--- Start ---
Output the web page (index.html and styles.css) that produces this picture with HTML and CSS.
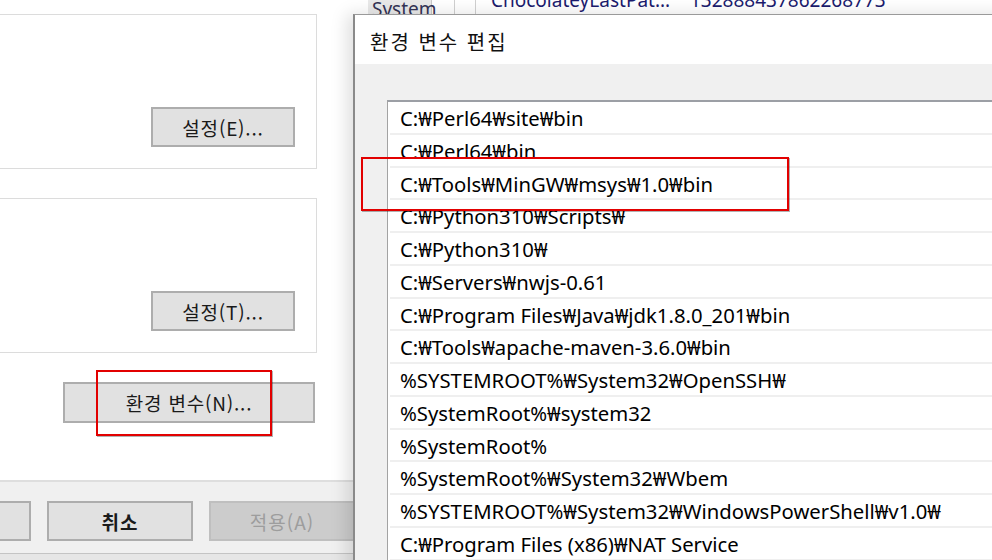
FILE: index.html
```html
<!DOCTYPE html>
<html lang="ko">
<head>
<meta charset="utf-8">
<title>환경 변수 편집</title>
<link rel="stylesheet" href="styles.css">
</head>
<body>
<div class="screen">
  <div class="sysprops">
    <div class="page">
      <div class="group"><button class="btn">설정(E)...</button></div>
      <div class="group group-2"><button class="btn">설정(T)...</button></div>
      <div class="envrow"><button class="btn btn-env">환경 변수(N)...</button></div>
    </div>
    <div class="footer">
      <button class="btn btn-foot btn-first" aria-label="확인"></button>
      <button class="btn btn-foot btn-cancel">취소</button>
      <button class="btn btn-foot btn-disabled">적용(A)</button>
    </div>
    <div class="bottomstrip"></div>
  </div>

  <div class="envwin">
    <div class="hdr-cell">System</div>
    <div class="sep-cell"></div>
    <div class="sep-cell narrow"></div>
    <div class="var-name">ChocolateyLastPat...</div>
    <div class="var-value">132888437862268773</div>
  </div>

  <div class="annot annot-env"></div>

  <div class="dialog">
    <div class="dlg-title">환경 변수 편집</div>
    <div class="dlg-body">
      <div class="pathlist">
        <div class="row">C:₩Perl64₩site₩bin</div>
        <div class="row">C:₩Perl64₩bin</div>
        <div class="row">C:₩Tools₩MinGW₩msys₩1.0₩bin</div>
        <div class="row">C:₩Python310₩Scripts₩</div>
        <div class="row">C:₩Python310₩</div>
        <div class="row">C:₩Servers₩nwjs-0.61</div>
        <div class="row">C:₩Program Files₩Java₩jdk1.8.0_201₩bin</div>
        <div class="row">C:₩Tools₩apache-maven-3.6.0₩bin</div>
        <div class="row">%SYSTEMROOT%₩System32₩OpenSSH₩</div>
        <div class="row">%SystemRoot%₩system32</div>
        <div class="row">%SystemRoot%</div>
        <div class="row">%SystemRoot%₩System32₩Wbem</div>
        <div class="row">%SYSTEMROOT%₩System32₩WindowsPowerShell₩v1.0₩</div>
        <div class="row">C:₩Program Files (x86)₩NAT Service</div>
        <div class="row"></div>
      </div>
    </div>
  </div>

  <div class="annot annot-path"></div>
</div>
</body>
</html>
```

FILE: styles.css
```css
html, body {
  margin: 0;
  padding: 0;
  background: #ffffff;
}

.screen {
  position: relative;
  width: 992px;
  height: 560px;
  overflow: hidden;
  display: flex;
  font-family: "Noto Sans CJK KR", "Noto Sans", sans-serif;
  color: #000;
}

/* ---------- background window: system properties ---------- */
.sysprops {
  width: 353px;
  flex: none;
  display: flex;
  flex-direction: column;
  background: #ffffff;
}

.page {
  height: 480px;
  flex: none;
  box-sizing: border-box;
  padding-top: 14px;
  display: flex;
  flex-direction: column;
}

.group {
  box-sizing: border-box;
  height: 155px;
  width: 337px;
  margin-left: -20px;
  border: 1px solid #dcdcdc;
  display: flex;
  justify-content: flex-end;
  align-items: flex-end;
  padding: 0 21px 21px 0;
}

.group-2 {
  margin-top: 29px;
}

.btn {
  box-sizing: border-box;
  width: 144px;
  height: 40px;
  background: #e1e1e1;
  border: 2px solid #adadad;
  border-radius: 0;
  font-family: "Noto Sans CJK KR", "Noto Sans", sans-serif;
  font-size: 19px;
  letter-spacing: 0.8px;
  color: #1a1a1a;
  padding: 0;
  margin: 0;
  flex: none;
}

.envrow {
  margin-top: 29px;
  display: flex;
}

.btn-env {
  width: 252px;
  height: 41px;
  margin-left: 63px;
}

.footer {
  height: 73px;
  flex: none;
  box-sizing: border-box;
  border-top: 2px solid #dedede;
  background: #f0f0f0;
  display: flex;
  gap: 16px;
  padding-top: 19px;
}

.btn-foot {
  width: 146px;
}

.btn-first {
  margin-left: -115px;
}

.btn-cancel {
  font-weight: 700;
  letter-spacing: 1px;
}

.btn-disabled {
  background: #cccccc;
  border-color: #bfbfbf;
  color: #9d9d9d;
  letter-spacing: 1px;
}

.bottomstrip {
  flex: 1;
  border-top: 1px solid #c4c4c4;
  background: #e6e6e6;
}

/* ---------- window behind the dialog (top strip) ---------- */
.envwin {
  position: absolute;
  left: 340px;
  top: -14px;
  width: 652px;
  height: 28px;
  background: #ffffff;
  display: flex;
  font-family: "Noto Sans", sans-serif;
  font-size: 19px;
  color: #1c1c6e;
}

.hdr-cell {
  margin-left: 28px;
  width: 64px;
  background: #e9e9e9;
  border-right: 1px solid #c9c9c9;
  color: #333355;
  padding: 11px 0 0 4px;
  line-height: 24px;
  box-sizing: border-box;
}

.sep-cell {
  width: 22px;
  border-right: 1px solid #d0d0d0;
}

.sep-cell.narrow {
  width: 20px;
}

.var-name {
  margin-left: 15px;
  width: 199px;
  line-height: 24px;
  padding-top: 2px;
  white-space: nowrap;
}

.var-value {
  line-height: 24px;
  padding-top: 2px;
  white-space: nowrap;
}

/* ---------- dialog: 환경 변수 편집 ---------- */
.dialog {
  position: absolute;
  left: 353px;
  top: 14px;
  width: 720px;
  height: 600px;
  box-sizing: border-box;
  border-left: 2px solid #8a8a8a;
  border-top: 1px solid #9a9a9a;
  background: #f0f0f0;
  box-shadow: -6px 0 16px rgba(0, 0, 0, 0.13);
  display: flex;
  flex-direction: column;
}

.dlg-title {
  height: 49px;
  flex: none;
  box-sizing: border-box;
  background: #ffffff;
  padding: 15px 0 0 15px;
  line-height: 24px;
  font-size: 20px;
  letter-spacing: 2px;
  color: #111;
}

.dlg-body {
  flex: 1;
  padding: 36px 0 0 32px;
}

.pathlist {
  background: #ffffff;
  border-top: 2px solid #9c9fa5;
  border-left: 1px solid #a3a3a3;
  height: 100%;
  box-sizing: border-box;
  padding-left: 2px;
}

.row {
  box-sizing: border-box;
  height: 32.75px;
  border-bottom: 2px solid #efefef;
  padding-left: 10px;
  font-family: "Noto Sans", "Noto Sans CJK KR", sans-serif;
  font-size: 20.3px;
  line-height: 33px;
  white-space: nowrap;
  color: #000;
}

/* ---------- red annotation boxes ---------- */
.annot {
  position: absolute;
  box-sizing: border-box;
  border: 2px solid #e20000;
  box-shadow: 1px 1px 0 rgba(0, 0, 0, 0.3);
}

.annot-env {
  left: 96px;
  top: 370px;
  width: 176px;
  height: 66px;
}

.annot-path {
  left: 361px;
  top: 157px;
  width: 428px;
  height: 54px;
}
```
--- End ---
## Task brief
Display every line of the listing that contains the string "index".

## Answer for this exercise
Output the web page (index.html and styles.css) that produces this picture with HTML and CSS.
FILE: index.html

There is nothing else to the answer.